## Load the necessary modules

In [None]:
import warnings
warnings.filterwarnings('ignore')
import os
import numpy as np
import pandas as pd
import shap
import pickle
import ipywidgets as widgets
from IPython.display import display, HTML
import plotly.graph_objects as go
import matplotlib.pyplot as plt
from collections import namedtuple
from sklearn.linear_model import LinearRegression, Ridge, Lasso
from sklearn.kernel_ridge import KernelRidge
from sklearn.ensemble import RandomForestRegressor, GradientBoostingRegressor
from sklearn.pipeline import Pipeline
from sklearn.preprocessing import StandardScaler
from skrebate import MultiSURFstar
from sklearn.model_selection import GridSearchCV, KFold
from sklearn.metrics import mean_squared_error, r2_score
from matbench.data_ops import mean_absolute_percentage_error
shap.initjs()

In [None]:
#Load the pandas dataframe with targets and features for training model
df = pd.read_pickle('./dataforml_automatminer.pkl')

## The code block below changes the inputs to model training based on user selection

**<font color='red'>Important note</font>:** 
The user first needs to select either one of the button below to reproduce the results of the associated model presented in paper. 

In [None]:
# Code block to select model training input data 
heading = widgets.HTML('<h3>Please select the model you want to train and evaluate before procceding</h3>')
include_button = widgets.Button(description='Including LOBSTER features', 
                                layout=widgets.Layout(width='300px', height='50px'),
                               style={'font_weight': 'bold','font_size': '16px', 'border_radius': '300px'})


exclude_button = widgets.Button(description='Excluding LOBSTER features',
                               layout=widgets.Layout(width='300px', height='50px'),
                               style={'font_weight': 'bold', 'font_size': '16px','border_radius': '300px'})

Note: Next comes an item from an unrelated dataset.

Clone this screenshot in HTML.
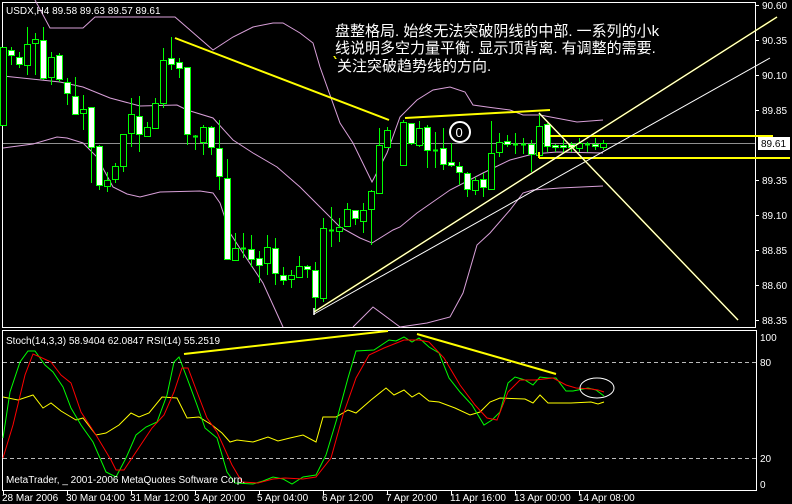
<!DOCTYPE html>
<html><head><meta charset="utf-8"><style>
html,body{margin:0;padding:0;background:#000;width:792px;height:504px;overflow:hidden}
svg{display:block}
text{font-family:"Liberation Sans",sans-serif;fill:#fff}
.cn{font-family:"Liberation Sans","WenQuanYi Zen Hei","Noto Sans CJK SC",sans-serif;font-size:15px}
.ax{font-size:10px}
</style></head><body>
<svg id="s" width="792" height="504" viewBox="0 0 792 504" xmlns="http://www.w3.org/2000/svg" shape-rendering="crispEdges">
<rect width="792" height="504" fill="#000"/>
<!-- main window border -->
<rect x="2.5" y="2.5" width="753" height="325" fill="none" stroke="#fff"/>
<rect x="2.5" y="330.5" width="754" height="160" fill="none" stroke="#fff"/>
<!-- gray price line -->
<line x1="3" y1="143.5" x2="755" y2="143.5" stroke="#909090"/>
<g id="bands" fill="none" stroke="#d9a0d9" stroke-width="1" shape-rendering="auto">
<polyline points="35,0 50,28 83,28 95,17 175,17 213,50 233,37 253,27 273,23 283,23 300,33 313,43 320,67 340,123 353,143 372,182 387,153 400,117 417,100 433,90 450,87 465,92 473,105 487,107 510,110 523,115 540,115 577,122 603,120"/>
<polyline points="3,76 60,82 83,87 110,98 140,106 177,105 187,110 213,118 233,140 253,153 277,167 300,187 320,207 340,227 360,238 372,243 393,230 400,227 417,213 450,190 483,173 510,160 533,154 557,152 603,153"/>
<polyline points="3,148 33,144 57,137 67,138 83,143 97,157 113,187 127,194 140,197 160,192 200,191 213,193 220,203 230,233 243,253 263,283 283,327"/>
<polyline points="353,327 373,307 400,327"/>
<polyline points="400,327 427,323 450,317 463,293 477,245 490,233 510,210 523,193 533,190 560,188 603,186"/>
</g>
<g id="candles"></g>
<!-- trend lines -->
<g shape-rendering="auto" fill="none">
<line x1="175" y1="38" x2="389" y2="120" stroke="#ffff00" stroke-width="2"/>
<line x1="405" y1="118" x2="550" y2="110" stroke="#ffff00" stroke-width="2"/>
<line x1="550" y1="136" x2="773" y2="136" stroke="#ffff00" stroke-width="2"/>
<line x1="539" y1="158" x2="790" y2="158" stroke="#ffff00" stroke-width="2"/>
<line x1="539" y1="152" x2="539" y2="158" stroke="#ffff00" stroke-width="2"/>
<line x1="314" y1="312" x2="777" y2="17" stroke="#ffff00" stroke-width="1.5"/>
<line x1="314" y1="312" x2="777" y2="17" stroke="#fff" stroke-width="1"/>
<line x1="314" y1="314" x2="770" y2="58" stroke="#fff" stroke-width="1"/>
<line x1="314" y1="308" x2="314" y2="315" stroke="#fff" stroke-width="1.5"/>
<line x1="539" y1="113" x2="738" y2="320" stroke="#ffff00" stroke-width="1.5"/>
<line x1="539" y1="113" x2="738" y2="320" stroke="#fff" stroke-width="1"/>
<circle cx="460" cy="132" r="10" stroke="#fff" stroke-width="2"/>
</g>
<text x="455.5" y="137" style="font-size:13px">0</text>
<!-- title -->
<text x="6" y="14" class="ax">USDX,H4  89.58 89.63 89.57 89.61</text>
<text class="cn" x="335" y="36">盘整格局. 始终无法突破阴线的中部. 一系列的小k</text>
<text class="cn" x="335" y="53">线说明多空力量平衡. 显示顶背离. 有调整的需要.</text>
<text class="cn" x="337" y="71">关注突破趋势线的方向.</text>
<line x1="334" y1="56" x2="336" y2="59" stroke="#ff0" stroke-width="1.5"/>
<!-- price axis -->
<g class="ax">
<text x="762" y="9">90.60</text><text x="762" y="44">90.35</text><text x="762" y="79">90.10</text>
<text x="762" y="114">89.85</text><text x="762" y="184">89.35</text><text x="762" y="219">89.10</text>
<text x="762" y="254">88.85</text><text x="762" y="289">88.60</text><text x="762" y="324">88.35</text>
</g>
<g stroke="#fff">
<line x1="755" y1="5.5" x2="759" y2="5.5"/><line x1="755" y1="40.5" x2="759" y2="40.5"/><line x1="755" y1="75.5" x2="759" y2="75.5"/>
<line x1="755" y1="110.5" x2="759" y2="110.5"/><line x1="755" y1="180.5" x2="759" y2="180.5"/><line x1="755" y1="215.5" x2="759" y2="215.5"/>
<line x1="755" y1="250.5" x2="759" y2="250.5"/><line x1="755" y1="285.5" x2="759" y2="285.5"/><line x1="755" y1="320.5" x2="759" y2="320.5"/>
</g>
<rect x="758" y="137" width="32" height="13" fill="#fff"/>
<text x="761" y="147" class="ax" style="fill:#000">89.61</text>
<!-- sub window -->
<line x1="3" y1="362.5" x2="756" y2="362.5" stroke="#bbb" stroke-dasharray="4,3"/>
<line x1="3" y1="458.5" x2="756" y2="458.5" stroke="#bbb" stroke-dasharray="4,3"/>
<g class="ax"><text x="760" y="341">100</text><text x="760" y="366">80</text><text x="760" y="462">20</text><text x="760" y="488">0</text></g>
<text x="6" y="344" class="ax">Stoch(14,3,3) 58.9404 62.0847  RSI(14) 55.2519</text>
<g fill="none" shape-rendering="auto" stroke-width="1">
<polyline stroke="#ffff00" points="3,397 18,400 33,395 43,408 51,403 61,411 76,420 83,418 96,435 106,433 119,425 131,413 139,417 149,413 162,397 177,398 187,418 199,417 212,425 222,433 230,442 237,440 253,442 268,437 278,441 290,438 303,435 316,442 323,417 336,417 348,410 356,413 371,400 386,388 394,395 404,390 412,397 419,393 429,401 439,402 455,408 470,415 480,412 490,402 500,398 525,399 533,403 540,395 548,403 571,403 591,402 598,404 604,402"/>
<polyline stroke="#00ff00" points="3,438 10,392 20,362 28,351 35,351 45,365 53,372 63,387 71,408 81,425 93,442 106,472 116,477 126,458 136,435 146,427 157,422 167,395 174,362 179,357 187,378 197,405 205,428 217,438 227,472 235,483 253,484 263,481 273,477 283,479 292,484 303,477 316,475 326,455 338,415 348,378 356,351 374,350 389,340 396,341 404,337 412,342 419,338 429,347 439,353 449,378 460,392 472,405 484,425 492,420 500,412 508,383 515,377 525,380 533,385 540,377 548,378 556,378 566,391 573,391 588,388 596,390 604,396"/>
<polyline stroke="#ff0000" points="3,458 13,425 25,375 33,354 40,357 51,362 61,375 71,383 81,412 96,435 111,460 116,470 124,470 136,452 152,428 164,415 174,392 182,368 188,368 197,392 207,418 217,432 232,465 242,482 258,483 273,479 285,478 303,479 316,477 331,458 343,415 356,378 369,355 384,348 404,340 419,340 429,342 444,358 460,385 475,405 487,418 497,420 508,392 520,380 535,380 553,378 566,385 576,388 591,389 598,390 604,392"/>
<line x1="184" y1="354" x2="388" y2="331" stroke="#ffff00" stroke-width="2"/>
<line x1="417" y1="334" x2="556" y2="374" stroke="#ffff00" stroke-width="2"/>
<ellipse cx="597" cy="388" rx="17" ry="10" stroke="#fff"/>
</g>
<text x="6" y="483" class="ax">MetaTrader, _ 2001-2006 MetaQuotes Software Corp.</text>
<!-- time axis -->
<g class="ax">
<text x="2" y="501">28 Mar 2006</text><text x="66" y="501">30 Mar 04:00</text><text x="130" y="501">31 Mar 12:00</text>
<text x="194" y="501">3 Apr 20:00</text><text x="257" y="501">5 Apr 04:00</text><text x="322" y="501">6 Apr 12:00</text>
<text x="386" y="501">7 Apr 20:00</text><text x="450" y="501">11 Apr 16:00</text><text x="514" y="501">13 Apr 00:00</text>
<text x="578" y="501">14 Apr 08:00</text>
</g>
<g stroke="#fff">
<line x1="3.5" y1="491" x2="3.5" y2="495"/><line x1="67.5" y1="491" x2="67.5" y2="495"/><line x1="131.5" y1="491" x2="131.5" y2="495"/>
<line x1="195.5" y1="491" x2="195.5" y2="495"/><line x1="259.5" y1="491" x2="259.5" y2="495"/><line x1="323.5" y1="491" x2="323.5" y2="495"/>
<line x1="387.5" y1="491" x2="387.5" y2="495"/><line x1="451.5" y1="491" x2="451.5" y2="495"/><line x1="515.5" y1="491" x2="515.5" y2="495"/>
<line x1="579.5" y1="491" x2="579.5" y2="495"/>
</g>
</svg>
<script>
var d=[[3,47,125,47,125,0],[11,47,65,50,55,1],[19,52,68,57,64,1],[27,27,75,44,65,0],[35,33,75,39,43,0],[43,27,80,40,78,1],[51,52,85,57,77,0],[59,53,82,55,79,1],[67,78,105,82,93,1],[75,77,114,96,114,1],[83,95,130,109,113,0],[91,107,183,107,147,1],[99,145,190,146,185,1],[107,172,192,180,186,0],[115,163,183,166,179,0],[123,134,172,134,166,0],[131,98,147,114,133,0],[139,96,152,116,134,1],[147,122,137,127,136,0],[155,98,128,103,128,0],[163,48,108,60,103,0],[171,37,70,58,64,1],[179,58,78,62,68,1],[187,67,145,67,134,1],[195,135,150,136,136,0],[203,125,155,127,142,0],[211,126,155,127,147,1],[219,120,190,148,176,1],[227,159,260,178,259,1],[235,233,260,248,260,0],[243,233,258,248,248,0],[251,235,267,249,259,1],[259,251,283,258,265,1],[267,235,275,247,263,0],[275,238,285,248,273,1],[283,267,285,275,280,1],[291,270,288,275,279,0],[299,256,277,266,277,0],[307,265,278,266,269,1],[315,262,312,270,297,1],[323,218,302,228,298,0],[331,207,247,230,230,0],[339,218,242,227,231,0],[347,203,227,209,226,0],[355,210,225,210,218,1],[363,203,233,210,221,0],[371,190,245,191,209,0],[379,128,193,145,193,0],[387,127,147,130,147,0],[403,120,165,122,165,0],[411,123,145,123,143,1],[419,121,147,128,145,0],[427,125,168,127,150,1],[435,132,168,150,150,0],[443,128,170,148,164,1],[451,143,167,162,165,1],[459,162,185,166,172,1],[467,172,197,173,189,1],[475,177,195,180,190,0],[483,173,197,179,187,1],[491,121,189,153,189,0],[499,133,157,142,152,0],[507,135,147,141,144,1],[515,133,154,144,144,0],[523,138,154,144,144,0],[531,140,172,144,154,1],[539,114,156,126,155,0],[547,123,152,124,146,1],[555,144,152,145,147,1],[563,140,153,145,147,1],[571,142,152,144,147,1],[579,138,152,143,148,0],[587,142,152,144,144,0],[595,138,150,144,146,1],[603,140,150,143,147,0]];
var g=document.getElementById('candles'),h='';
d.forEach(function(c){var x=c[0];h+='<line x1="'+(x+.5)+'" y1="'+c[1]+'" x2="'+(x+.5)+'" y2="'+c[2]+'" stroke="#00ff00"/>';
var bh=Math.max(1,c[4]-c[3]);
if(bh<=1){h+='<line x1="'+(x-2)+'" y1="'+(c[3]+.5)+'" x2="'+(x+3)+'" y2="'+(c[3]+.5)+'" stroke="#00ff00" stroke-width="2"/>';}
else h+='<rect x="'+(x-2.5)+'" y="'+(c[3]+.5)+'" width="6" height="'+bh+'" fill="'+(c[5]?'#fff':'#000')+'" stroke="#00ff00"/>';});
g.innerHTML=h;
</script>
</body></html>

parent = os.getcwd() # get the directory of script


# Define the button click event handlers
def include_button_clicked(b):
    '''
    This callback function includes the ICOHP features for model training and changes the output directory
    to store the results
    '''
    global y, X
    os.chdir(parent)
    isExist = os.path.exists('inc_icohp')
    if not isExist:
        os.mkdir('inc_icohp')
        os.chdir('inc_icohp')
    else:
        os.chdir('inc_icohp')
        
    y=df.iloc[:,0] #targets
    X=df.iloc[:,1:] #features
    print("LOBSTER features will be included in the model evaluation, results will be stored in the 'inc_icohp' directory")
    print("Great! Now you have the necessary data for model training and evaluation. Run the consequent code blocks")
    print("")
def exclude_button_clicked(b):
    '''
    This callback function excludes the ICOHP features for model training and changes the output directory
    to store the results
    '''
    global y, X
    os.chdir(parent)
    isExist = os.path.exists('exc_icohp')
    if not isExist:
        os.mkdir('exc_icohp')
        os.chdir('exc_icohp')
    else:
        os.chdir('exc_icohp')
    
    y=df.iloc[:,0] #targets
    X=df.iloc[:,1:-18] #features
    print("LOBSTER features will be excluded in the model evaluation, results will be stored in the 'exc_icohp' directory")
    print("Great! Now you have the necessary data for model training and evaluation. Run the consequent code blocks")
    print("")
# Attach the event handlers
include_button.on_click(include_button_clicked)
exclude_button.on_click(exclude_button_clicked)

# Display the widgets
display(heading)
display(include_button)
display(exclude_button)
display(HTML('<div class="alert-warning"><h3>Please ensure you selected either of options presented above. You will encounter error ahead as inputs necessary for model will not be instantiated if you don\'t select either of the options</h3></div>'))

In [None]:
# List with model name that will be trained and evaluated
models_names =['RandomForestRegressor']

# Dict with model hypterparameter
models_dicts = {
     RandomForestRegressor(n_jobs=24): {
         'selector__n_features_to_select': [50, 100, 180], # Number of features to select
        'regressor__n_estimators': [500],
        }
    }

In [None]:
def get_feature_importance_plot(gridsearchcv_obj, modelname, features, iteration):
    '''
    Function to save the plot of selected features by feature selection algorithm (MultiSurfstar) with its scores
    '''

    selected_feature_indices = np.argsort(-1*gridsearchcv_obj.best_estimator_.steps[0][1].feature_importances_)[:
                                                gridsearchcv_obj.best_estimator_.steps[0][1].n_features_to_select]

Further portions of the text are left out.